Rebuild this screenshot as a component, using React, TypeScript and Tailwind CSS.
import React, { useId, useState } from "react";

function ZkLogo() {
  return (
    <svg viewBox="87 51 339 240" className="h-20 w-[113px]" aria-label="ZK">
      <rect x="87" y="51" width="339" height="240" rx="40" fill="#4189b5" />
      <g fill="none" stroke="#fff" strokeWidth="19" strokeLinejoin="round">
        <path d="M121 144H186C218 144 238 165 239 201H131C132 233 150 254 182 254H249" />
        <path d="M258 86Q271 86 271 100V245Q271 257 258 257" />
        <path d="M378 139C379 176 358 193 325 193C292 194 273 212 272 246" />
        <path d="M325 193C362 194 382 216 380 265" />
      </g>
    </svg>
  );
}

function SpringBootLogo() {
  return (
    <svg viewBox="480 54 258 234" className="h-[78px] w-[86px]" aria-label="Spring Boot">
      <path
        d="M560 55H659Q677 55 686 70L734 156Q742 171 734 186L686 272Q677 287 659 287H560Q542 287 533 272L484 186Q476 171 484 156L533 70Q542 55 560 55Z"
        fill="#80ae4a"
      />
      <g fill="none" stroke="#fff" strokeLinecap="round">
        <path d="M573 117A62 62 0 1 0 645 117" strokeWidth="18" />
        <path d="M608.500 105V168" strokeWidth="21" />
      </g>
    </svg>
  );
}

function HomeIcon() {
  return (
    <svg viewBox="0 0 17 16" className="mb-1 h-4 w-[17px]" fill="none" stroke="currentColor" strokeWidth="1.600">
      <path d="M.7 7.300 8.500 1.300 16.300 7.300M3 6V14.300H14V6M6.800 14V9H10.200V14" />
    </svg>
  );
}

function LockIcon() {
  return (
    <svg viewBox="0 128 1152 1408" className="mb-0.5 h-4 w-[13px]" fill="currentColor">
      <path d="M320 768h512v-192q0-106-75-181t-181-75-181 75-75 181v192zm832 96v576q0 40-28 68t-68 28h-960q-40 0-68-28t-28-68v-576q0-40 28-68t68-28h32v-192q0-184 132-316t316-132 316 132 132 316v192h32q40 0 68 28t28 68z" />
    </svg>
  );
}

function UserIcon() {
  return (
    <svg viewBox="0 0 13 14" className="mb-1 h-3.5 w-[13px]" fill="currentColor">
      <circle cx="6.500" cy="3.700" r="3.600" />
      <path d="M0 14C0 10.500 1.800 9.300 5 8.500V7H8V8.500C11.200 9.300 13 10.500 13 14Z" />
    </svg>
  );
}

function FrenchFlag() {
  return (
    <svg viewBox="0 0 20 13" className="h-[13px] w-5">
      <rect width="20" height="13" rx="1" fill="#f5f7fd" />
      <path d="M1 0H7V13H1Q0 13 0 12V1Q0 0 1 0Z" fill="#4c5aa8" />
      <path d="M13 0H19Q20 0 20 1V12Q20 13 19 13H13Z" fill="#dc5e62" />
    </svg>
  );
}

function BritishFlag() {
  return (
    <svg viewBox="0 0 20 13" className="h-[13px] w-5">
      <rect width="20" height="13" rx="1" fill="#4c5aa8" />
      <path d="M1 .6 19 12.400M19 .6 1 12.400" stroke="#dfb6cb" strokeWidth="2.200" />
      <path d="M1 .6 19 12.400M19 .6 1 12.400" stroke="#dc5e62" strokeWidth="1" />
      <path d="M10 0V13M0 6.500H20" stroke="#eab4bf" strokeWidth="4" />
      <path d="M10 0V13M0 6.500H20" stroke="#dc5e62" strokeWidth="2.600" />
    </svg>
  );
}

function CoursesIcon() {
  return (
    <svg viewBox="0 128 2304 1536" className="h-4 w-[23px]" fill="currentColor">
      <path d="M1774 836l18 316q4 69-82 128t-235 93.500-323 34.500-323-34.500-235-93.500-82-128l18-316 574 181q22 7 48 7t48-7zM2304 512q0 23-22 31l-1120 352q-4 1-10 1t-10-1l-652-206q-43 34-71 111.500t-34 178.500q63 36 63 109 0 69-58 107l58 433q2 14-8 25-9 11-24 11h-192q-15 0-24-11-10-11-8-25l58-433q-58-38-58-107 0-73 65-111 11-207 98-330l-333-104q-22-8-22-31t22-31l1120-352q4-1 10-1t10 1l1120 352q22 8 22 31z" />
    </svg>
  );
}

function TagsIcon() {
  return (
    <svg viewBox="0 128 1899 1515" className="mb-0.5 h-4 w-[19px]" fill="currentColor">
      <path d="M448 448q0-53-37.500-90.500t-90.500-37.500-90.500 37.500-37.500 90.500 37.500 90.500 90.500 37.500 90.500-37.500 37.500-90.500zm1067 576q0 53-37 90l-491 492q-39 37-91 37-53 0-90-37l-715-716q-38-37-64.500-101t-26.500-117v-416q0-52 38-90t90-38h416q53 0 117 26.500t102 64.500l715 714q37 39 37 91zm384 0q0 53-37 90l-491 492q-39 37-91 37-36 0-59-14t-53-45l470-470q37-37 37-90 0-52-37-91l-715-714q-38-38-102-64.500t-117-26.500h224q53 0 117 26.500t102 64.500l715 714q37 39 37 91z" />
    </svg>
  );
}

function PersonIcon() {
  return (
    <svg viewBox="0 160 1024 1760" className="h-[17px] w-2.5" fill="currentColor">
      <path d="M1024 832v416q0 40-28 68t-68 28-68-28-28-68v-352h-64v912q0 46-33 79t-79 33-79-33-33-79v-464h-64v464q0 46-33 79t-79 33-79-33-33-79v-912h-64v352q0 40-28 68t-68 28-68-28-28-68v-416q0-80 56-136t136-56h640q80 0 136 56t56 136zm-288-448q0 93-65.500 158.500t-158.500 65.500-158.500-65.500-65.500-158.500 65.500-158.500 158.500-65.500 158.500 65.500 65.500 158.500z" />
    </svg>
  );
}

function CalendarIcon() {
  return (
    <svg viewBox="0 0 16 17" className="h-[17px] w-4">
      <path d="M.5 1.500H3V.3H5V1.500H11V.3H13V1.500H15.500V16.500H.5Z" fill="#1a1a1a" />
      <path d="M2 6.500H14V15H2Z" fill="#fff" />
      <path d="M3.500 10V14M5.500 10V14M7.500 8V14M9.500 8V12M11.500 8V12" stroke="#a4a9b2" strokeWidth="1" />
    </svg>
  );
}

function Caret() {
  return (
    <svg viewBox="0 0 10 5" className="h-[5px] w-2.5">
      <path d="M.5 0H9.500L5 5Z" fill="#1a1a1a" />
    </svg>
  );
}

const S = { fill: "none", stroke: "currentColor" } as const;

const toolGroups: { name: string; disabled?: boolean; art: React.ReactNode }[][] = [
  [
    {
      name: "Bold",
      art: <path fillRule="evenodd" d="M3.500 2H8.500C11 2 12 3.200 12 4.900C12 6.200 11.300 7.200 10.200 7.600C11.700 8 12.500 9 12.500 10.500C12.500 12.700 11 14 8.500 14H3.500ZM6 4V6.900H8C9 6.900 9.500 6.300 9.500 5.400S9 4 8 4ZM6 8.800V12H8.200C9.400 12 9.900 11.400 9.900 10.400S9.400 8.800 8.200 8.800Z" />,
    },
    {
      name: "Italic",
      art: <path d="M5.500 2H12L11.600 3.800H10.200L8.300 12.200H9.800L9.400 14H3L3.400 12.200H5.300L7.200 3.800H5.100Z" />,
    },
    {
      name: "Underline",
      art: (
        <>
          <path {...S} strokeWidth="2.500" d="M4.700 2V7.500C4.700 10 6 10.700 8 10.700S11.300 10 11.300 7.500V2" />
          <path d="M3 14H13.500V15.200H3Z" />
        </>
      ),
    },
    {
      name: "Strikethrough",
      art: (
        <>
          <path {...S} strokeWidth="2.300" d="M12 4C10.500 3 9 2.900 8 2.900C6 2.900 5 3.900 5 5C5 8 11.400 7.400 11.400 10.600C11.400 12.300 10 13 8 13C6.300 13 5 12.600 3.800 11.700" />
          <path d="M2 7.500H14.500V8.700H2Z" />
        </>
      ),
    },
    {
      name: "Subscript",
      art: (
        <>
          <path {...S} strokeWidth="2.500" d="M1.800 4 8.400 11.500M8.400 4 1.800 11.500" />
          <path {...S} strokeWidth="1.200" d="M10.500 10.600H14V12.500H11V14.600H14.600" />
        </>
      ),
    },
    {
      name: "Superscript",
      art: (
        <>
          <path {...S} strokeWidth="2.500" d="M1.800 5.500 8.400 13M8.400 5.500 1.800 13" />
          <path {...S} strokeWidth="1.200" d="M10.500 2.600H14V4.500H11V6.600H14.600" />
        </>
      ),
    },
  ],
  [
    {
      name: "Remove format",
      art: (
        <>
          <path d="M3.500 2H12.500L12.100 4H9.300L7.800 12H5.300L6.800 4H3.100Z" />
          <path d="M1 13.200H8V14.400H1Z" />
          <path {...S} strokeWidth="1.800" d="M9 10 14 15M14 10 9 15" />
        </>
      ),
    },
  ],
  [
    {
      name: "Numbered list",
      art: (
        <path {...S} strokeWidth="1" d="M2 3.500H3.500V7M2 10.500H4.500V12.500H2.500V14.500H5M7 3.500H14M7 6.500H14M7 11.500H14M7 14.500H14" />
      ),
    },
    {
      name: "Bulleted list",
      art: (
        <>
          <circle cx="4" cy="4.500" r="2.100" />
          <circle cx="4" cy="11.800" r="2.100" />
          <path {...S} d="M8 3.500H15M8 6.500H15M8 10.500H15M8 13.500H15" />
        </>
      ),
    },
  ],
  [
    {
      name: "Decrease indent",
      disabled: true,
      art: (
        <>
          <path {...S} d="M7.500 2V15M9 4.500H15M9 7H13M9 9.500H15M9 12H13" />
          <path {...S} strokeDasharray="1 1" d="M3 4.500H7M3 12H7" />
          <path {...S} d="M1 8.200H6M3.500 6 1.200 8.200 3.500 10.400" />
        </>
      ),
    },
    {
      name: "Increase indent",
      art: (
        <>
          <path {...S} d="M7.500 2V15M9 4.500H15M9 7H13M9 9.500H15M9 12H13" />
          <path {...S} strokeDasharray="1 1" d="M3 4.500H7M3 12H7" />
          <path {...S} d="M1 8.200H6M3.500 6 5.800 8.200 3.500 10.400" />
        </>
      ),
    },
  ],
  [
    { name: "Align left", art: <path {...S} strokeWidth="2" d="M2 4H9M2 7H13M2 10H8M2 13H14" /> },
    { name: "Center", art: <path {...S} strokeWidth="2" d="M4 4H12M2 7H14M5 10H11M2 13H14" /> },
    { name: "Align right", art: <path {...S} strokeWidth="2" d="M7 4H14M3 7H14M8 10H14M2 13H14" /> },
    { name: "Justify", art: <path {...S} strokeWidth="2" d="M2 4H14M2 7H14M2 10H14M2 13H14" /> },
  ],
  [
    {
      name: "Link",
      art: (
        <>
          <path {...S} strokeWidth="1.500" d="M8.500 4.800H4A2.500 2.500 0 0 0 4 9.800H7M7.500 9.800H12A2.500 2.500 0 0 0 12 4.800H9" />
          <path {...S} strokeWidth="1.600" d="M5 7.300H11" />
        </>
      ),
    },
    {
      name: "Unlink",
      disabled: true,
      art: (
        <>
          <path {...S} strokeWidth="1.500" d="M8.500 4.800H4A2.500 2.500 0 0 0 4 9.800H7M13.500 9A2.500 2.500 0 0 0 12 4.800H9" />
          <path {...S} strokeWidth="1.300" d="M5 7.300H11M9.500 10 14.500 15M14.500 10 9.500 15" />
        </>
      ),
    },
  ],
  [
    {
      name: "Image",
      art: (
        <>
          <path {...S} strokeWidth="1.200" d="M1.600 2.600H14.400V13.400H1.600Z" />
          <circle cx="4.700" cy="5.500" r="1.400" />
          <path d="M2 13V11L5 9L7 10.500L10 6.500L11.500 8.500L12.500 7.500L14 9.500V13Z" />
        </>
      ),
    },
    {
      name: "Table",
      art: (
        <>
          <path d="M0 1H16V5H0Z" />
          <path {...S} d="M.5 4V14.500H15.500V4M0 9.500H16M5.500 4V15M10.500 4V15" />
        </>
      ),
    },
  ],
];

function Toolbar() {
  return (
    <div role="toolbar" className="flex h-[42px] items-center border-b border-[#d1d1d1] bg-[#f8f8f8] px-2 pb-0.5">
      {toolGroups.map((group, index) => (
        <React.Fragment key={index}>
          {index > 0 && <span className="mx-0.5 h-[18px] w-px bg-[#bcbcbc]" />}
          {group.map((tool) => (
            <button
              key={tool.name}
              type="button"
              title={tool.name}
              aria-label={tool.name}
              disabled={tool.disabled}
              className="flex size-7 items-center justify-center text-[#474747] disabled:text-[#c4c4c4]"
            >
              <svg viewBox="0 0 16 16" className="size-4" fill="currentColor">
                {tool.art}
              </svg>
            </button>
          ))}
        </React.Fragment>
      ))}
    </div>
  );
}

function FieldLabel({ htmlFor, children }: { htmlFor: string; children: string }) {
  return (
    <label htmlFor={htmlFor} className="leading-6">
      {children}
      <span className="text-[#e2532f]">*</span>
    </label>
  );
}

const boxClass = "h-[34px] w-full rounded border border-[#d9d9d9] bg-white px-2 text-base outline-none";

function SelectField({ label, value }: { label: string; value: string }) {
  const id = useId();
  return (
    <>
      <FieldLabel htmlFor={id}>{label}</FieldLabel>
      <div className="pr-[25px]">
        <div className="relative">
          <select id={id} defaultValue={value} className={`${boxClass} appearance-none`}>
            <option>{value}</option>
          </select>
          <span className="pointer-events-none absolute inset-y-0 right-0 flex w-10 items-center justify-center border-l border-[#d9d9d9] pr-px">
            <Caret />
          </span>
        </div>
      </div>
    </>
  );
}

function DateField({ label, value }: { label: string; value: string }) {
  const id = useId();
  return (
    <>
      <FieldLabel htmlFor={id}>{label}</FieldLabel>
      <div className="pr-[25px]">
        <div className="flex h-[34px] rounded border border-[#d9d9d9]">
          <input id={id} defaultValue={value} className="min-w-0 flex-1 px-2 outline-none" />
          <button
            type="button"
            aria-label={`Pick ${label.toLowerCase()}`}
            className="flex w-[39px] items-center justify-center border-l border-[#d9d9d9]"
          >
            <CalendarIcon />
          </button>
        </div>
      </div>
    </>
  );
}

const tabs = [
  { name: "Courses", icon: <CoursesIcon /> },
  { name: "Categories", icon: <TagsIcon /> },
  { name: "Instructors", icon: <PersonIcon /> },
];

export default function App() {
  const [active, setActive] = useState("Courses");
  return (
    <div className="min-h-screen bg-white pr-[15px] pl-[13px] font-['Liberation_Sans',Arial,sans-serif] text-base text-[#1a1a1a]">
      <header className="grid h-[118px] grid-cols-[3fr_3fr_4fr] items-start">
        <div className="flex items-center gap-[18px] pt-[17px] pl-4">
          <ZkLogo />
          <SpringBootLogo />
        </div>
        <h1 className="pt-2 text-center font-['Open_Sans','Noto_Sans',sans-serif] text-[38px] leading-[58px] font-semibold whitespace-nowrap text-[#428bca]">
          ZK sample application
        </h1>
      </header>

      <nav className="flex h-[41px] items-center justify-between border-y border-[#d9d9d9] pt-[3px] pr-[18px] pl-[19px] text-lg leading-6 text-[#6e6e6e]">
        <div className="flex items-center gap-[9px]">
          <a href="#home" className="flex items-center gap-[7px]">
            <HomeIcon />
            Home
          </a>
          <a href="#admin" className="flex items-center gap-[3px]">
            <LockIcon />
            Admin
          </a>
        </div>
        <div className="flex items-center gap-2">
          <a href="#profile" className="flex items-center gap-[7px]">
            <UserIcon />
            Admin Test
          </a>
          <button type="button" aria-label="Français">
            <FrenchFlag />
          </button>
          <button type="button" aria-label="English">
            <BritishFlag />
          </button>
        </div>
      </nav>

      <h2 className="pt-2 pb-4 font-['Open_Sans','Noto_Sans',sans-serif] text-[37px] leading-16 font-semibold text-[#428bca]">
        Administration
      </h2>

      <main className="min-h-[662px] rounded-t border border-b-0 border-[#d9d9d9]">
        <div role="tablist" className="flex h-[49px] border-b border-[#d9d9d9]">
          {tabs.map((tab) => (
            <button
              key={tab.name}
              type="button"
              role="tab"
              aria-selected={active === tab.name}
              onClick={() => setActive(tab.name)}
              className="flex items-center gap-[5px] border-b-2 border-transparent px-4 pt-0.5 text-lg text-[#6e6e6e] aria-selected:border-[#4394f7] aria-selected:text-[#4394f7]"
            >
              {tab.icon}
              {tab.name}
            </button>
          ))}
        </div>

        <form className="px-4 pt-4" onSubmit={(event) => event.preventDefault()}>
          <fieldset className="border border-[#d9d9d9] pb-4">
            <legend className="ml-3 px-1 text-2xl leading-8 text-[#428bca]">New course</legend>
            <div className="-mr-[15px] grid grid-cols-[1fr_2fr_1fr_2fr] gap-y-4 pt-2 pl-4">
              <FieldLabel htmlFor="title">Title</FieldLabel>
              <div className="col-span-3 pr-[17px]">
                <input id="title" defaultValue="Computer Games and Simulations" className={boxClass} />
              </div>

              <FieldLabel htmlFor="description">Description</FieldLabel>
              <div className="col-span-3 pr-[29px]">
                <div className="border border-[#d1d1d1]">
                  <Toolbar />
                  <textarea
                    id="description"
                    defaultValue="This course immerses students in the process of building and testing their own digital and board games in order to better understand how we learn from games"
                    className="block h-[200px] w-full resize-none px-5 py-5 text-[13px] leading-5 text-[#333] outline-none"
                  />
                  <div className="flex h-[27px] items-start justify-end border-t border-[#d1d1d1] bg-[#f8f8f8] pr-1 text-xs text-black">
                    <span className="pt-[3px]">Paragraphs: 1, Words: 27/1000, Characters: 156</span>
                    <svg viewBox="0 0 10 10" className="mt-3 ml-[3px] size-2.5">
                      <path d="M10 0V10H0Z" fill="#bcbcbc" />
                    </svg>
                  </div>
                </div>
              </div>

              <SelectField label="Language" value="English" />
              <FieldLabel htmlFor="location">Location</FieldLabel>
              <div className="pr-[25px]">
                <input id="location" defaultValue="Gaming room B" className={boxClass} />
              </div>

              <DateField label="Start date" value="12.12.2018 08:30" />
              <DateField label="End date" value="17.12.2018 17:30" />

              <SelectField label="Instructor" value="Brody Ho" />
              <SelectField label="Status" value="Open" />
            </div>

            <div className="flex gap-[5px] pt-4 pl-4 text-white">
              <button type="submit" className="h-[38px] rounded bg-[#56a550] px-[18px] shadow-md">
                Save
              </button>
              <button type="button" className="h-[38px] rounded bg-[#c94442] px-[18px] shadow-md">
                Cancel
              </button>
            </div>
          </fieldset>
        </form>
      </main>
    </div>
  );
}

REQUIRED WORK: Search the lines for the string "React" and copy every line that has it.

TASK OUTPUT:
Rebuild this screenshot as a component, using React, TypeScript and Tailwind CSS.
import React, { useId, useState } from "react";
const toolGroups: { name: string; disabled?: boolean; art: React.ReactNode }[][] = [
        <React.Fragment key={index}>
        </React.Fragment>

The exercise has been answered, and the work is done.